My son and I are already watching pre-season baseball games on TV. We hosted a viewing of the great film "The Jackie Robinson Story" for his Little League team. Here's a book that examines the interracial baseball that barnstormed the country before then.
Interracial games had been a part of baseball for almost as long as the game has been played. Beginning as early as 1869 in Philadelphia, and becoming a component of professionalized baseball culture by the 1880s, teams of black players and teams of white players stepped out onto the diamonds and went at it for nine innings. Remarkably enough, it was possible for a team like the All Nations (with a roster of blacks, Native Americans, Cubans, Polynesians, Asians, and Italians) to “barnstorm” the country between 1912 and 1920, before they were transformed into the legendary Kansas City Monarchs of the original Negro National League. Otherwise, interracialism meant that all-white teams played against all-black teams. But even so, once the regular season ended, some of the stars of the Negro and Major Leagues (including Babe Ruth) would join the barnstorming tours for the competition, the fun, and the cash (though not necessarily in that order)....
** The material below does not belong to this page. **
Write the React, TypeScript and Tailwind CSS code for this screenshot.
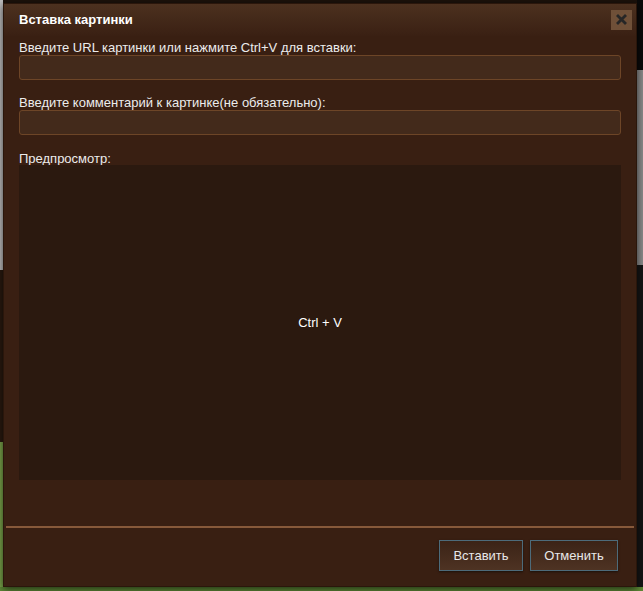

And yet, even as Paige, Dean, and Feller demonstrated that baseball fans might well be ready for integration, the contradictions of Jim Crow America hung over them. Paige had mixed feelings about the prospects of integrating the game, successful as he was in the world of the Negro League and interracial barnstorming. What might integration hold in store for him? “You might as well be honest about it,” he reflected in the early 1940s, “There would be plenty of problems, not only in the South, where the colored boys wouldn’t be able to stay and travel with the teams in spring training, but in the North, where they couldn’t stay or eat with them in many places. All nice statements in the world from both sides aren’t going to knock out Jim Crow.”